Stated problem.
Locate the lines where "styles" occurs and copy them as they stand.

Available data.
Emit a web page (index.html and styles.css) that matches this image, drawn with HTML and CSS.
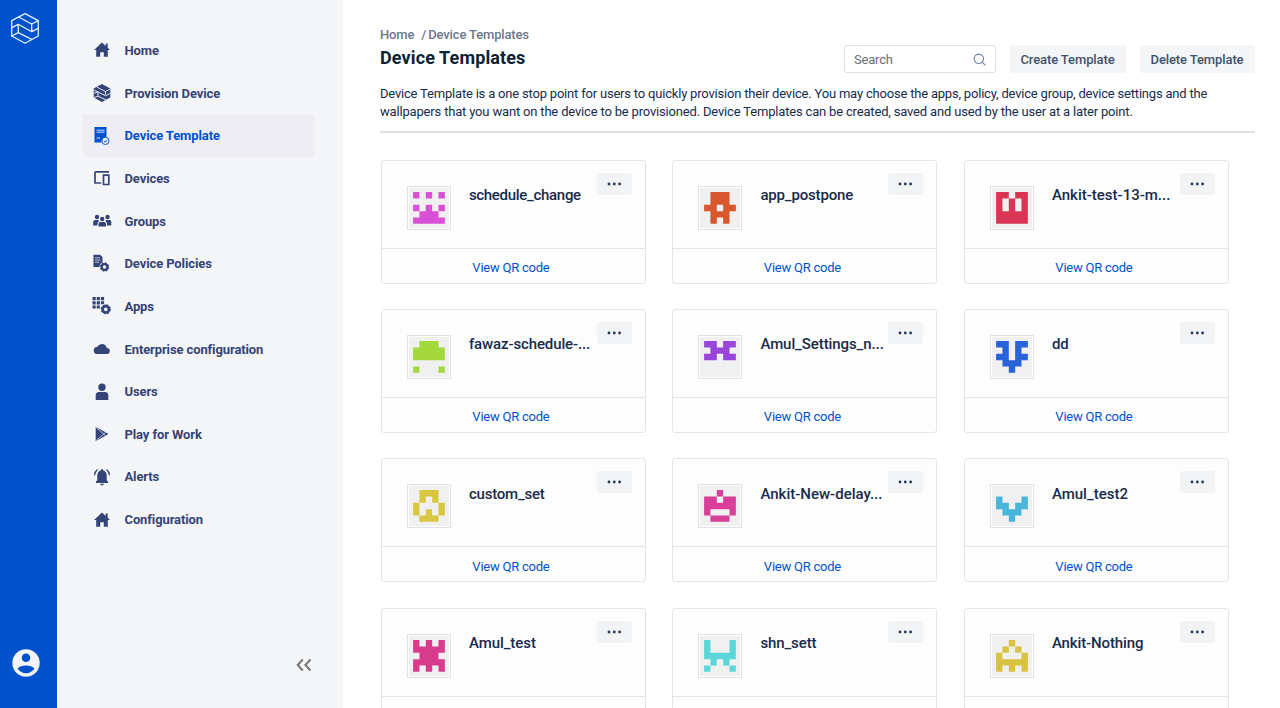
FILE: index.html
```html
<!DOCTYPE html>
<html lang="en">
<head>
<meta charset="utf-8">
<title>Device Templates</title>
<link rel="stylesheet" href="styles.css">
</head>
<body>
<div class="app">
  <aside class="rail">
    <svg class="logo" width="30" height="33" viewBox="0 0 30 33" fill="none" stroke="#e9f0fc" stroke-width="1.3" stroke-linejoin="round" stroke-linecap="round">
      <path d="M15 1.700 28.300 8.700V24L15 31.300 1.700 24V8.700Z"/>
      <path d="M9 5.300 21.700 12 28.300 8.700M21.700 12v7.700M1.700 15.700 8.300 12.300 21.700 19.700 28.300 16.300M8.300 12.300v8.400L21.700 27.300M8.300 20.700 1.700 24"/>
    </svg>
    <svg class="avatar" width="28" height="28" viewBox="0 0 28 28">
      <circle cx="14" cy="14" r="13.700" fill="#f4f5f7"/>
      <circle cx="14" cy="8.700" r="4.300" fill="#0052cc"/>
      <path d="M5.500 19.500C8.500 15.600 19.500 15.600 22.500 19.500 18.500 25.800 9.500 25.800 5.500 19.500Z" fill="#0052cc"/>
    </svg>
  </aside>
  <div class="side">
    <nav class="nav">
      <a class="item"><svg class="icon" viewBox="0 0 18 18"><path d="M9 1.500 1 9h2.200v6.800h4v-4.500h3.600v4.500h4V9H17l-2.300-2.200V2.500h-2v2.400Z"/></svg><span>Home</span></a>
      <a class="item"><svg class="icon" viewBox="0 0 18 18"><path d="M9 0 17.300 4.500v9L9 18 .7 13.500v-9Z"/><path d="M4 3.200 12.500 7.500v3.300M12.500 7.500 17.300 5M.7 6 12.500 11.700l4.800-2.200M.7 9.500 5 7.700v4.500l8.500 4M5 12.200.7 13.700" fill="none" stroke="#f4f5f7" stroke-width=".9"/></svg><span>Provision Device</span></a>
      <a class="item active"><svg class="icon" viewBox="0 0 18 18"><path d="M1.500 0h12v10.500a4.600 4.600 0 0 0-5 5h-7Z"/><path d="M3.500 3.200h8M3.500 5.200h8M3.500 11h3.500" stroke="#eeedf4" stroke-width=".9" fill="none"/><circle cx="12.500" cy="13.900" r="3.600" fill="#eeedf4" stroke="#0052cc" stroke-width=".9"/><path d="m10.800 13.900 1.300 1.300 2.200-2.400" fill="none" stroke="#0052cc"/></svg><span>Device Template</span></a>
      <a class="item"><svg class="icon" viewBox="0 0 18 18" fill="none"><path d="M16 2.800H3.200Q2 2.800 2 4v10h6.200M10.500 6.200h5.300V15.500h-5.300Z" fill="none" stroke="#344378" stroke-width="1.700"/></svg><span>Devices</span></a>
      <a class="item"><svg class="icon" viewBox="0 0 18 18"><circle cx="4" cy="5" r="2.200"/><circle cx="14.500" cy="5" r="2.200"/><circle cx="9.200" cy="7" r="2.200"/><path d="M.2 13.500V10q0-2 2-2h3.500v1.500L4.500 11v2.500ZM18.300 13.500V10q0-2-2-2h-3.500v1.500l1.200 1.500v2.500ZM5.500 14.500V12q0-2 2-2h3.500q2 0 2 2v2.500Z"/></svg><span>Groups</span></a>
      <a class="item"><svg class="icon" viewBox="0 0 18 18"><path d="M.5-.3H7L9.500 2v5.500Q6.300 9 6.500 12h-6Z"/><path d="M2 2.800h5M2 5h5.500M2 7.200h4.500" stroke="#f4f5f7" stroke-width=".7"/><circle cx="11.500" cy="12" r="2.900" fill="none" stroke="#344378" stroke-width="2.300"/><circle cx="11.500" cy="12" r="4.100" fill="none" stroke="#344378" stroke-width="1.200" stroke-dasharray="1.720 1.500"/></svg><span>Device Policies</span></a>
      <a class="item"><svg class="icon" viewBox="0 0 18 18"><path d="M-.5 0h3.200v3.200H-.5ZM3.700 0h3.200v3.200H3.700ZM7.900 0h3.200v3.200H7.900ZM-.5 4.200h3.200v3.200H-.5ZM3.700 4.200h3.200v3.200H3.700ZM7.900 4.200h3.200v2.600l-3.200.6ZM-.5 8.400h3.200v3.200H-.5ZM3.700 8.400h3.200v3.200H3.700Z"/><circle cx="12.800" cy="12.300" r="3.200" fill="none" stroke="#344378" stroke-width="2.600"/><circle cx="12.800" cy="12.300" r="4.500" fill="none" stroke="#344378" stroke-width="1.200" stroke-dasharray="1.900 1.630"/></svg><span>Apps</span></a>
      <a class="item"><svg class="icon" viewBox="0 0 18 18"><path d="M4.500 14a3.500 3.500 0 0 1-.5-7Q6 4 9 4q3.800 0 4.800 4 3 .2 3 3t-3 3Z"/></svg><span>Enterprise configuration</span></a>
      <a class="item"><svg class="icon" viewBox="0 0 18 18"><circle cx="9" cy="4.300" r="3.700"/><path d="M2.700 17V12.500Q2.700 9 6 9h6q3.300 0 3.300 3.500V17Z"/></svg><span>Users</span></a>
      <a class="item"><svg class="icon" viewBox="0 0 18 18"><path d="M2.700 1.800 15.500 9 2.700 16.200Z"/><path d="m3 15.700 9.500-8.300M3 2.300l9.500 8.300" fill="none" stroke="#f4f5f7" stroke-width=".7"/><path d="M3.500 4v10L9.500 9Z"/></svg><span>Play for Work</span></a>
      <a class="item"><svg class="icon" viewBox="0 0 18 18"><path d="M3 15v-1.500l1.300-1.300V7.300Q4.500 3.300 8 2.300V1.200h2v1.100q3.500 1 3.700 5v4.900L15 13.500V15ZM7 15.700h4q-.5 1.700-2 1.700t-2-1.700Z"/><path d="M4.500 1.500Q1.800 3.500 1.500 7.300M13.500 1.500Q16.200 3.500 16.500 7.300" fill="none" stroke="#344378" stroke-width="1.300"/></svg><span>Alerts</span></a>
      <a class="item"><svg class="icon" viewBox="0 0 18 18"><path d="M9 1.500 1 9h2.200v6.800h4v-4.500h3.600v4.500h4V9H17l-2.300-2.200V2.500h-2v2.400Z"/></svg><span>Configuration</span></a>
    </nav>
    <svg class="collapse" width="16" height="14" viewBox="0 0 16 14" fill="none" stroke="#777" stroke-width="2"><path d="M6.800 1.500 1.700 7l5.100 5.500M14.500 1.500 9.400 7l5.100 5.500"/></svg>
  </div>
  <main class="main">
    <header class="head">
      <div>
        <div class="crumbs"><span>Home</span><span class="sep">/</span><span>Device Templates</span></div>
        <h1 class="title">Device Templates</h1>
      </div>
      <div class="tools">
        <div class="search"><span>Search</span><svg width="13" height="13" viewBox="0 0 13 13" fill="none" stroke="#7083a3" stroke-width="1.100"><circle cx="5.800" cy="5.800" r="4.700"/><path d="m9.200 9.200 3.200 3.200"/></svg></div>
        <button class="btn create">Create Template</button>
        <button class="btn delete">Delete Template</button>
      </div>
    </header>
    <p class="intro"><span class="line1">Device Template is a one stop point for users to quickly provision their device. You may choose the apps, policy, device group, device settings and the</span><br><span class="line2">wallpapers that you want on the device to be provisioned. Device Templates can be created, saved and used by the user at a later point.</span></p>
    <section class="grid" id="grid"></section>
  </main>
</div>
<script src="app.js"></script>
</body>
</html>
```
FILE: styles.css
```css
* { box-sizing: border-box; }
body { margin: 0; font-family: Roboto, "Liberation Sans", sans-serif; color: #172b4d; background: #fff; }
.app { display: flex; height: 708px; overflow: hidden; }
.rail { width: 56.500px; flex: none; background: #0052cc; display: flex; flex-direction: column; justify-content: space-between; padding: 12px 0 31px 10px; }
.avatar { margin-left: 2px; }
.side { width: 286.500px; flex: none; background: #f4f5f7; padding: 29.100px 29.500px 0 26.500px; display: flex; flex-direction: column; }
.nav { display: flex; flex-direction: column; }
.item { display: flex; align-items: center; height: 42.670px; padding-left: 10px; gap: 13.500px; border-radius: 3px; font-size: 13px; font-weight: 700; color: #344378; white-space: nowrap; letter-spacing: -.11px; }
.item.active { background: #eeedf4; color: #0052cc; }
.icon { width: 18px; height: 18px; fill: currentColor; overflow: visible; flex: none; }
.collapse { margin: 117.500px 0 0 213px; }
.main { flex: 1; min-width: 0; padding: 27px 25.500px 0 37px; }
.head { display: flex; justify-content: space-between; height: 58px; }
.crumbs { display: flex; font-size: 13px; line-height: 15px; font-weight: 500; color: #6b778c; letter-spacing: -.15px; }
.sep { margin: 0 2px 0 7px; }
.title { margin: 4px 0 0; font-size: 18px; line-height: 24px; font-weight: 700; color: #0c2333; letter-spacing: .12px; }
.tools { display: flex; padding-top: 18px; }
.search { width: 152px; height: 28px; border: 1.500px solid #dfe1e6; border-radius: 3px; display: flex; align-items: center; justify-content: space-between; padding: 0 9px 0 9.500px; font-size: 13px; color: #6b6f76; letter-spacing: -.2px; }
.btn { font: 500 13px Roboto, sans-serif; height: 28px; border: 0; border-radius: 3px; background: #f4f5f7; color: #42526e; margin-left: 14px; padding: 0; white-space: nowrap; letter-spacing: -.1px; }
.create { width: 116px; }
.delete { width: 115px; }
.intro { margin: 0; height: 48px; border-bottom: 2px solid #dfe1e6; font-size: 13px; line-height: 18px; white-space: nowrap; }
.line1 { letter-spacing: -.196px; }
.line2 { letter-spacing: -.175px; }
.grid { display: grid; grid-template-columns: repeat(3, 265px); column-gap: 26.500px; row-gap: 25.330px; padding: 26.600px 0 0 .900px; }
.card { height: 124px; border: 1px solid #e3e5e8; border-radius: 3px; background: #fdfdfd; display: flex; flex-direction: column; }
.body { height: 87px; display: flex; padding-left: 25px; flex: none; }
.thumb { width: 44px; height: 44px; margin-top: 25px; border: 1px solid #dfe1e6; padding: 1px; background: #fff; flex: none; }
.thumb svg { display: block; width: 40px; height: 40px; }
.name { width: 128px; margin: 23.300px 0 0 18px; font-size: 15px; line-height: 22px; font-weight: 500; white-space: nowrap; }
.more { width: 35px; height: 22px; margin-top: 12px; border-radius: 3px; background: #f2f3f5; display: flex; align-items: center; justify-content: center; }
.more svg { width: 15px; height: 4px; fill: #253858; }
.qr { flex: 1; border-top: 1px solid #e3e5e8; display: flex; align-items: center; justify-content: center; padding: 3.600px 5px 0 0; font-size: 13px; color: #0052cc; letter-spacing: -.24px; }
```
FILE: app.js
```js
// name, tint, 5x5 pattern, letter spacing of the name in px
const templates = [
  ["schedule_change", "#d94fd6", "10101 00000 10101 01110 11111", -0.3],
  ["app_postpone", "#d9572f", "01110 01110 11011 01110 01010", -0.16],
  ["Ankit-test-13-m...", "#d93656", "11011 10101 10101 11111 11111", 0],
  ["fawaz-schedule-...", "#a3d93c", "01110 11111 11111 00000 10001", -0.12],
  ["Amul_Settings_n...", "#9845d9", "11011 01110 11011 00000 00000", -0.08],
  ["dd", "#2962d9", "11011 01010 11011 01110 00100", 0],
  ["custom_set", "#d9c73f", "01110 01010 10001 10101 01110", -0.2],
  ["Ankit-New-delay...", "#d93f98", "00100 11011 11111 10001 01110", 0],
  ["Amul_test2", "#48b5d9", "00000 10001 11011 01110 00100", 0],
  ["Amul_test", "#d93b8c", "10101 11111 01110 11111 10101", -0.06],
  ["shn_sett", "#5bd6d9", "10001 10001 11111 01010 10001", -0.1],
  ["Ankit-Nothing", "#d9c23f", "00100 01010 10001 11111 10101", -0.12]
];

const cell = 6.35;

function identicon(color, pattern) {
  let d = "";
  pattern.split(" ").forEach((row, y) => [...row].forEach((on, x) => {
    if (on === "1") d += `M${4.1 + x * cell} ${4.1 + y * cell}h${cell}v${cell}h-${cell}Z`;
  }));
  return `<svg viewBox="0 0 40 40"><rect width="40" height="40" fill="#f0f0f0"/><path d="${d}" fill="${color}"/></svg>`;
}

document.getElementById("grid").innerHTML = templates.map(([name, color, pattern, spacing]) => `
  <article class="card">
    <div class="body">
      <div class="thumb">${identicon(color, pattern)}</div>
      <div class="name" style="letter-spacing:${spacing}px"><span>${name}</span></div>
      <div class="more"><svg viewBox="0 0 15 4"><circle cx="2" cy="2" r="1.4"/><circle cx="7.300" cy="2" r="1.4"/><circle cx="12.600" cy="2" r="1.4"/></svg></div>
    </div>
    <div class="qr"><span>View QR code</span></div>
  </article>`).join("");
```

Exercise solution.
Emit a web page (index.html and styles.css) that matches this image, drawn with HTML and CSS.
<link rel="stylesheet" href="styles.css">
FILE: styles.css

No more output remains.